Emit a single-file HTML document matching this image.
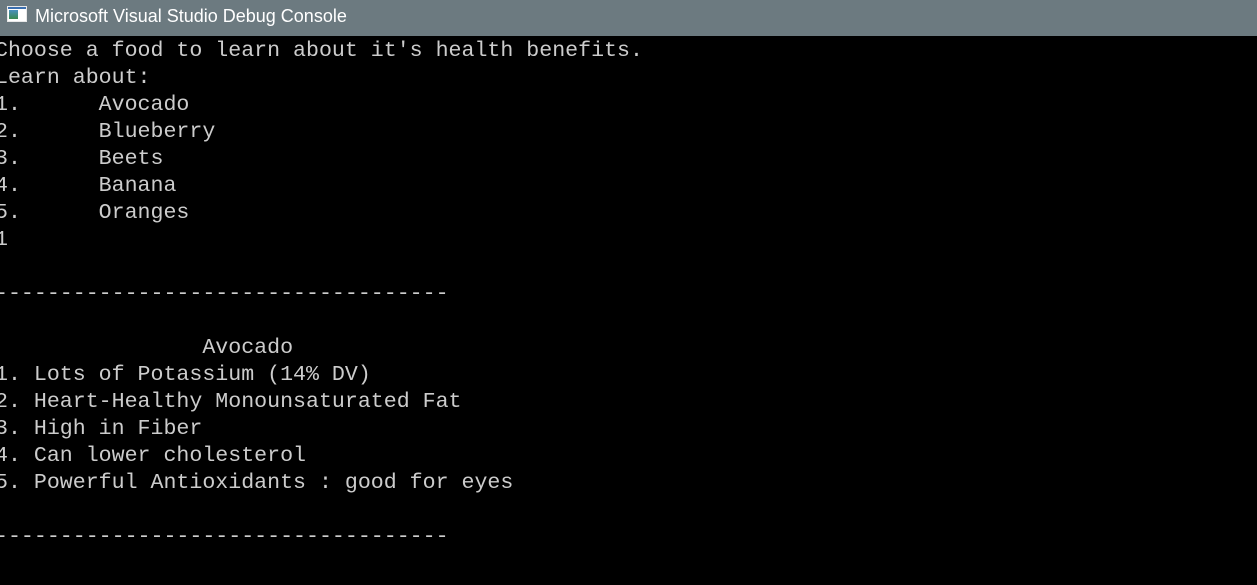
<html><head><style>
body{margin:0;width:1257px;height:585px;background:#000;overflow:hidden;position:relative}
#t{position:absolute;left:0;top:0;width:1257px;height:36px;background:#6c7a80;color:#fff;font:18px "Liberation Sans",sans-serif}
#t span{position:absolute;left:35px;top:6px}
#ic{position:absolute;left:7px;top:6px;width:18px;height:14px;border:1px solid #e8e8e8;background:#fff}
#ic:before{content:"";position:absolute;left:1px;top:3px;width:9px;height:9px;background:linear-gradient(#4a90c0,#3a8a50)}
#ic:after{content:"";position:absolute;left:0;top:0;width:18px;height:2px;background:#3a6fb0}
pre{position:absolute;left:-5px;top:38px;margin:0;color:#cccccc;font:21.6px/27px "Liberation Mono",monospace}
</style></head><body>
<div id="t"><div id="ic"></div><span>Microsoft Visual Studio Debug Console</span></div>
<pre>Choose a food to learn about it's health benefits.
Learn about:
1.      Avocado
2.      Blueberry
3.      Beets
4.      Banana
5.      Oranges
1

-----------------------------------

                Avocado
1. Lots of Potassium (14% DV)
2. Heart-Healthy Monounsaturated Fat
3. High in Fiber
4. Can lower cholesterol
5. Powerful Antioxidants : good for eyes

-----------------------------------</pre>
</body></html>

- Instructions to follow: All of the material above needs to be restated exactly, with no pictures.

- The reply:
Emit a single-file HTML document matching this image.
<html><head><style>
body{margin:0;width:1257px;height:585px;background:#000;overflow:hidden;position:relative}
#t{position:absolute;left:0;top:0;width:1257px;height:36px;background:#6c7a80;color:#fff;font:18px "Liberation Sans",sans-serif}
#t span{position:absolute;left:35px;top:6px}
#ic{position:absolute;left:7px;top:6px;width:18px;height:14px;border:1px solid #e8e8e8;background:#fff}
#ic:before{content:"";position:absolute;left:1px;top:3px;width:9px;height:9px;background:linear-gradient(#4a90c0,#3a8a50)}
#ic:after{content:"";position:absolute;left:0;top:0;width:18px;height:2px;background:#3a6fb0}
pre{position:absolute;left:-5px;top:38px;margin:0;color:#cccccc;font:21.6px/27px "Liberation Mono",monospace}
</style></head><body>
<div id="t"><div id="ic"></div><span>Microsoft Visual Studio Debug Console</span></div>
<pre>Choose a food to learn about it's health benefits.
Learn about:
1.      Avocado
2.      Blueberry
3.      Beets
4.      Banana
5.      Oranges
1

-----------------------------------

                Avocado
1. Lots of Potassium (14% DV)
2. Heart-Healthy Monounsaturated Fat
3. High in Fiber
4. Can lower cholesterol
5. Powerful Antioxidants : good for eyes

-----------------------------------</pre>
</body></html>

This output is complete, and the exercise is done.